The problem with this line of reasoning is that Kevin's "Harper's set" have had far better luck selling progressivist education views than they have had selling more progressive economic policies. This creates the worst possible scenario for poor kids--or, more accurately, the adults they eventually become: Schools that merely deliver services, rather than educating, don't prepare kids to succeed in the workforce, AND there's no social service system for them to fall back on when their lack of preparation means they can't earn a decent living.

Like many liberals, I believe that better health care, public housing, etc., are all important social justice measures. But while public education is also a social service, it is fundamentally different from these services, because it aims not only to give something good to today's have-nots, but also to equip them with the skills to, in the future, get good things for themselves and, more importantly, to contribute to our society and economy. When we lose sight of this, or when we lose the ability to embrace both help for the poor today and help for their children so they won't be poor tomorrow, we all become poorer.

Tuesday, September 04, 2007

Schrag Weighs In

In the latest issue of Harpers', Education Sector non-resident senior fellow Peter Schrag takes a shot at the Big Education Question of the Day: how much can we expect from the public schools?

The article$ is titled "Schoolhouse Crock: Fifty years of blaming America's education system for our stupidity," which (A) reminds me of why I let my Harper's subscription lapse a few years back: everything has become focused on appeals to cheap liberal cynicism; and (B) isn't really fair to the article itself, which a lot more measured than the title suggests.

That said, I think the piece falls short. This is familiar ground by now--Paul Tough tackled essentially the same question in the Times last year. All the requisite names and events are mentioned: Schrag walks the reader through the Sputnik-A Nation At Risk-NCLB three-step as well as can be expected (I will personally mail a check for $20 to the first person who manages to publish a version of this article in a reputable outlet without using the phrase "rising tide of mediocrity"), and the standard actors are quoted--Finn, Ravitch, Bracey, etc.

The real challenge isn't presenting this material but making sense of it--what can we expect from the public schools? And given that, what should we do? While Schrag does a good job laying out the competing arguments, he never really adjudicates them or ties them toghether into a coherent whole.
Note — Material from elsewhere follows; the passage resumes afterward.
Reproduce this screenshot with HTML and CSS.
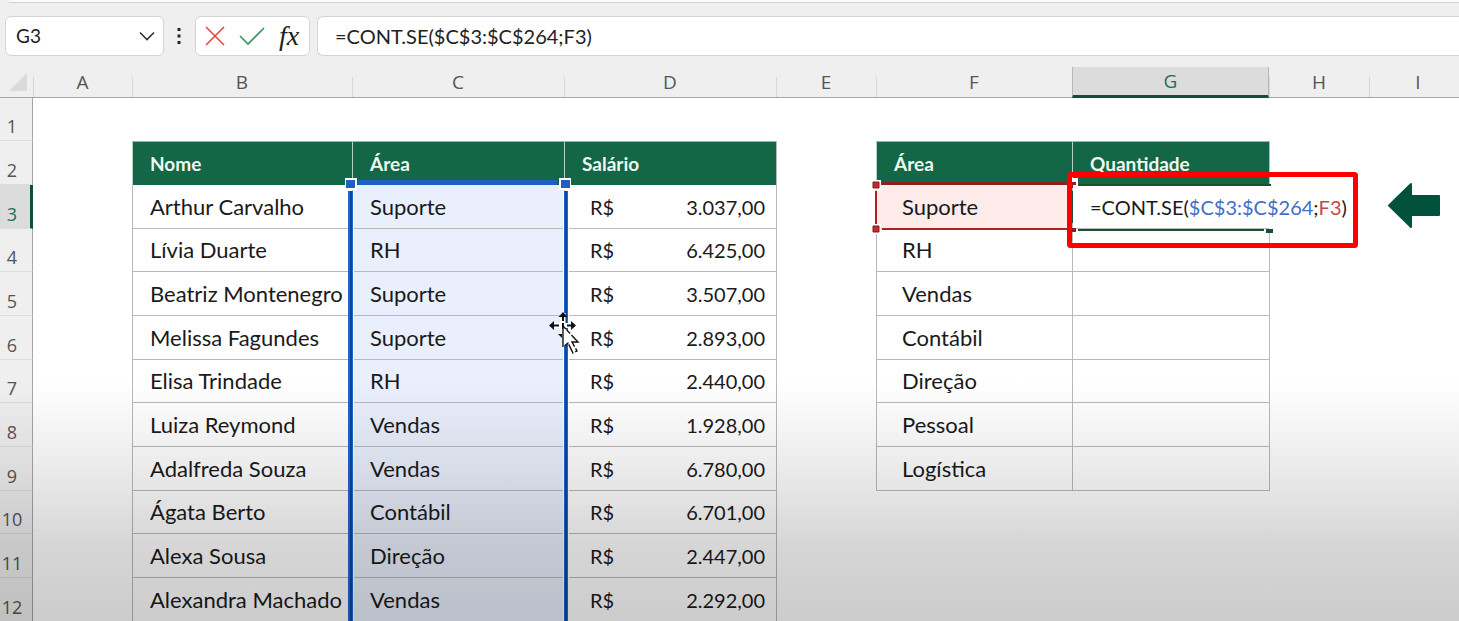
FILE: index.html
```html
<!DOCTYPE html>
<html lang="pt-BR">
<head>
<meta charset="utf-8">
<title>Planilha</title>
<link rel="stylesheet" href="styles.css">
</head>
<body>
<div class="ribbon-edge"></div>
<header class="formula-row">
  <div class="name-box">
    <input class="name-input" type="text" value="G3" aria-label="Caixa de nome">
    <button class="icon-btn" type="button" aria-label="Abrir lista de nomes">
      <svg width="16" height="10" viewBox="0 0 16 10"><path d="M1 1.500 8 8.500 15 1.500" fill="none" stroke="#333" stroke-width="1.600"/></svg>
    </button>
  </div>
  <svg class="dots" width="4" height="18" viewBox="0 0 4 18"><path d="M.5 1h3v3h-3zM.5 7.500h3v3h-3zM.5 14h3v3h-3z" fill="#222"/></svg>
  <div class="actions">
    <button class="icon-btn" type="button" aria-label="Cancelar">
      <svg width="20" height="20" viewBox="0 0 20 20"><path d="M1 1 19 19M19 1 1 19" fill="none" stroke="#e0483c" stroke-width="1.600"/></svg>
    </button>
    <button class="icon-btn" type="button" aria-label="Inserir">
      <svg width="26" height="20" viewBox="0 0 26 20"><path d="M1 10 9 18 25 2" fill="none" stroke="#3a9566" stroke-width="1.700"/></svg>
    </button>
    <button class="icon-btn fx" type="button" aria-label="Inserir função">fx</button>
  </div>
  <input class="formula-input" type="text" value="=CONT.SE($C$3:$C$264;F3)" aria-label="Barra de fórmulas">
</header>
<main class="sheet">
<table class="grid">
  <colgroup><col class="w-row"><col class="w-a"><col class="w-b"><col class="w-c"><col class="w-c"><col class="w-e"><col class="w-f"><col class="w-g"><col class="w-e"><col></colgroup>
  <thead>
    <tr><td class="corner"><svg width="18" height="18" viewBox="0 0 18 18"><path d="M18 0v18H0z" fill="#dadada"/></svg></td><th scope="col">A</th><th scope="col">B</th><th scope="col">C</th><th scope="col">D</th><th scope="col">E</th><th scope="col">F</th><th scope="col" class="current">G</th><th scope="col">H</th><th scope="col" class="last">I</th></tr>
  </thead>
  <tbody>
    <tr><th scope="row">1</th><td></td><td></td><td></td><td></td><td></td><td></td><td></td><td></td><td></td></tr>
    <tr><th scope="row">2</th><td></td><td class="title">Nome</td><td class="title">Área</td><td class="title">Salário</td><td class="edge"></td><td class="title">Área</td><td class="title">Quantidade</td><td class="edge"></td><td></td></tr>
    <tr><th scope="row" class="current">3</th><td></td><td class="cell">Arthur Carvalho</td><td class="cell range">Suporte</td><td class="cell"><div class="money"><span>R$</span><span>3.037,00</span></div></td><td class="edge"></td><td class="cell inset criterion">Suporte</td><td class="cell editing">=CONT.SE(<span class="ref-range">$C$3:$C$264</span>;<span class="ref-cell">F3</span>)</td><td></td><td></td></tr>
    <tr><th scope="row">4</th><td></td><td class="cell">Lívia Duarte</td><td class="cell range">RH</td><td class="cell"><div class="money"><span>R$</span><span>6.425,00</span></div></td><td class="edge"></td><td class="cell inset">RH</td><td class="cell"></td><td class="edge"></td><td></td></tr>
    <tr><th scope="row">5</th><td></td><td class="cell">Beatriz Montenegro</td><td class="cell range">Suporte</td><td class="cell"><div class="money"><span>R$</span><span>3.507,00</span></div></td><td class="edge"></td><td class="cell inset">Vendas</td><td class="cell"></td><td class="edge"></td><td></td></tr>
    <tr><th scope="row">6</th><td></td><td class="cell">Melissa Fagundes</td><td class="cell range">Suporte</td><td class="cell"><div class="money"><span>R$</span><span>2.893,00</span></div></td><td class="edge"></td><td class="cell inset">Contábil</td><td class="cell"></td><td class="edge"></td><td></td></tr>
    <tr><th scope="row">7</th><td></td><td class="cell">Elisa Trindade</td><td class="cell range">RH</td><td class="cell"><div class="money"><span>R$</span><span>2.440,00</span></div></td><td class="edge"></td><td class="cell inset">Direção</td><td class="cell"></td><td class="edge"></td><td></td></tr>
    <tr><th scope="row">8</th><td></td><td class="cell">Luiza Reymond</td><td class="cell range">Vendas</td><td class="cell"><div class="money"><span>R$</span><span>1.928,00</span></div></td><td class="edge"></td><td class="cell inset">Pessoal</td><td class="cell"></td><td class="edge"></td><td></td></tr>
    <tr><th scope="row">9</th><td></td><td class="cell">Adalfreda Souza</td><td class="cell range">Vendas</td><td class="cell"><div class="money"><span>R$</span><span>6.780,00</span></div></td><td class="edge"></td><td class="cell inset">Logística</td><td class="cell"></td><td class="edge"></td><td></td></tr>
    <tr><th scope="row">10</th><td></td><td class="cell">Ágata Berto</td><td class="cell range">Contábil</td><td class="cell"><div class="money"><span>R$</span><span>6.701,00</span></div></td><td class="edge"></td><td></td><td></td><td></td><td></td></tr>
    <tr><th scope="row">11</th><td></td><td class="cell">Alexa Sousa</td><td class="cell range">Direção</td><td class="cell"><div class="money"><span>R$</span><span>2.447,00</span></div></td><td class="edge"></td><td></td><td></td><td></td><td></td></tr>
    <tr><th scope="row">12</th><td></td><td class="cell">Alexandra Machado</td><td class="cell range">Vendas</td><td class="cell"><div class="money"><span>R$</span><span>2.292,00</span></div></td><td class="edge"></td><td></td><td></td><td></td><td></td></tr>
  </tbody>
</table>
<svg class="marks" aria-hidden="true">
  <!-- blue range outline on column C -->
  <path d="M348 124h6v440h-6zM563 124h6v440h-6z" fill="#fff"/>
  <path d="M358 113h199v5H358z" fill="#1f5fc8"/>
  <path d="M348 124h5v440h-5zM564 124h4v440h-4z" fill="#1f66d0"/>
  <path d="M350 124h2v440h-2zM565 124h2v440h-2z" fill="#0f469c"/>
  <path d="M345 111h12v12h-12zM559 111h12v12h-12z" fill="#fff"/>
  <path d="M346 113h9v8h-9zM561 113h9v8h-9z" fill="#1f5fc0"/>
  <!-- red outline on F3 -->
  <path d="M882 115h186v3H882z" fill="#8f1f1c"/>
  <path d="M882 161h186v2H882zM875 124h2v33h-2z" fill="#b3211f"/>
  <path d="M871 113h10v10h-10zM871 157h10v10h-10z" fill="#fff"/>
  <path d="M873 115h6v6h-6zM873 159h6v6h-6z" fill="#b8302c" stroke="#8d1714"/>
  <!-- G3 edit outline -->
  <path d="M1078 117h193v2h-193zM1072 124h1v32h-1zM1078 162h186v2h-186zM1266 162h7v4h-7z" fill="#17512f"/>
  <path d="M1071 111h7v10h-7z" fill="#fff"/>
  <path d="M1070 115h6v3h-6zM1070 118h3v3h-3zM1070 161h6v4h-6z" fill="#8f1f1c"/>
  <!-- highlight frame and arrow -->
  <rect x="1069.500" y="107.500" width="286" height="71" rx="1" fill="none" stroke="#fe0000" stroke-width="5"/>
  <path d="M1389 138.500 1411 117v12h28v19h-28v12z" fill="#02513b" stroke="#02513b" stroke-width="2" stroke-linejoin="round"/>
</svg>
<svg class="pointer" width="32" height="46" viewBox="0 0 32 46" aria-hidden="true">
  <path d="M14 1v24M2 13.500h24" stroke="#fff" stroke-width="5"/>
  <path d="M14 4v5M14 11v6M4 13.500h6M18 13.500h6" stroke="#111" stroke-width="2"/>
  <path d="M14 0 18.500 5h-9zM0 13.500 5 9v9zM27 13.500 22 9v9zM13 26 9 22h4z" fill="#111"/>
  <path d="M14 14v21l5-4 5 10 4-2-5-9h6z" fill="#fff" stroke="#111" stroke-width="1.400" stroke-dasharray="21 2 5 1 10 2 5 2"/>
</svg>
</main>
</body>
</html>
```
FILE: styles.css
```css
* { box-sizing: border-box; }
body {
  margin: 0;
  height: 100vh;
  overflow: hidden;
  display: flex;
  flex-direction: column;
  background: #efefef;
  color: #1a1a1a;
  font-family: Lato, "Open Sans", sans-serif;
  font-size: 20px;
}
.ribbon-edge {
  flex: none;
  height: 3px;
  margin-left: 8px;
  background: #fafafa;
  border-bottom: 1px solid #d2d2d2;
  border-bottom-left-radius: 6px;
}
.formula-row {
  flex: none;
  display: flex;
  align-items: center;
  height: 64px;
  padding: 13px 0 12px 5px;
}
.name-box, .actions, .formula-input {
  height: 40px;
  background: #fff;
  border: 1px solid #d4d4d4;
  border-radius: 6px;
}
.name-box {
  display: flex;
  align-items: center;
  width: 159px;
  padding: 0 8px 0 10px;
}
.name-input {
  flex: 1;
  min-width: 0;
  padding: 0;
  border: 0;
  background: none;
  color: #222;
  font: inherit;
  font-size: 19px;
}
.icon-btn {
  display: flex;
  padding: 0;
  border: 0;
  background: none;
  color: #222;
}
.dots { margin: 0 14px 0 13px; }
.actions {
  display: flex;
  align-items: center;
  gap: 14px;
  width: 115px;
  padding: 0 8px 0 9px;
}
.fx {
  font: italic 28px/28px "Liberation Serif", serif;
}
.formula-input {
  flex: 1;
  min-width: 0;
  margin-left: 7px;
  padding: 0 0 0 17px;
  border-right: 0;
  border-top-right-radius: 0;
  border-bottom-right-radius: 0;
  color: #222;
  font: inherit;
}
.sheet {
  position: relative;
  flex: 1;
  min-height: 0;
  overflow: hidden;
  background: #fff;
}
/* shade fading in over the lower rows */
.sheet::after {
  content: "";
  position: absolute;
  inset: auto 0 0 0;
  height: 240px;
  background: linear-gradient(rgba(0, 0, 0, 0), rgba(0, 0, 0, .08) 36%, rgba(0, 0, 0, .16) 68%, rgba(0, 0, 0, .2));
  pointer-events: none;
}
.grid {
  width: 100%;
  table-layout: fixed;
  border-collapse: separate;
  border-spacing: 0;
}
.w-row { width: 33px; }
.w-a { width: 99px; }
.w-b { width: 220px; }
.w-c { width: 212px; }
.w-e { width: 100px; }
.w-f { width: 196px; }
.w-g { width: 197px; }
.grid td, .grid th { padding: 0; white-space: nowrap; line-height: 24px; }
.grid th {
  background: #efefef;
  color: #555;
  font-family: "Open Sans", sans-serif;
  font-size: 18px;
  font-weight: 400;
}
thead tr { height: 31px; }
.grid thead th, .corner {
  background: #efefef;
  border-bottom: 1px solid #a6a6a6;
  font-size: 19px;
}
.grid thead th {
  background: linear-gradient(#d6d6d6, #d6d6d6) 0 100% / 1px 20px no-repeat #efefef;
}
.grid .last { padding-left: 8px; }
.corner svg { display: block; margin-left: 9px; }
.grid thead .current {
  background: #dcdcdc;
  border-bottom: 3px solid #0d5134;
  border-left: 1px solid #b8b8b8;
  border-right: 1px solid #b8b8b8;
  color: #1f6f57;
}
tbody tr { height: 44px; }
tbody tr:nth-child(3n+1) { height: 43px; }
.grid tbody th {
  padding: 0 8px 2px 0;
  vertical-align: bottom;
  border-right: 1px solid #a6a6a6;
  border-bottom: 1px solid #dcdcdc;
}
.grid tbody .current {
  background: #dcdcdc;
  border-right: 3px solid #0d5134;
  padding-right: 6px;
  color: #1f6f57;
}
.grid .cell {
  padding: 0 0 0 17px;
  border-left: 1px solid #b9b9b9;
  border-bottom: 1px solid #b9b9b9;
  font-size: 22px;
}
.edge { border-left: 1px solid #b9b9b9; }
.grid .title {
  padding: 0 11px 0 17px;
  background: #136646;
  border-left: 1px solid #b5d0c4;
  border-top: 1px solid #9fb5aa;
  color: #eef8ee;
  font-size: 19px;
  font-weight: 700;
}
.grid .inset { padding-left: 25px; }
.range { background: #e9effc; }
.criterion { background: #fdecea; }
.grid .editing { font-size: 20px; }
.money {
  display: flex;
  justify-content: space-between;
  padding: 0 11px 0 8px;
  font-size: 20px;
}
.ref-range { color: #3f6fc6; }
.ref-cell { color: #c24a48; }
.marks {
  position: absolute;
  top: 0;
  left: 0;
  width: 100%;
  height: 100%;
}
.pointer {
  position: absolute;
  top: 245px;
  left: 549px;
}
```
The result is something like what one could call the "empirical agenda" of the Harper's set on education, i.e. what you get if you try to put their most commonly-voiced criticisms and positions together into a logical sequence. It goes something like this:

1) The public schools are doing a pretty good job; many critiques are over-blown.

But

2) They need a lot more money.

But

3) We can't expect they can do much better than they're doing now (which, to be clear, is pretty good), and so we shouldn't subject them to accountability regimes like NCLB.

This is neither logically coherent nor particularly compelling, which is why the left has been marginalized in a lot of contemporary education debates and decisions.

To be clear, Schrag's article is not this simplistic, containing the requisite caveats about the funding and the potential of good teachers in good public schools to help students learn. But that's the argument lying beneath it all, one ultimately based on the inefficacy of education. It's not a crock to believe that schools matter greatly or that they can be much better than they are.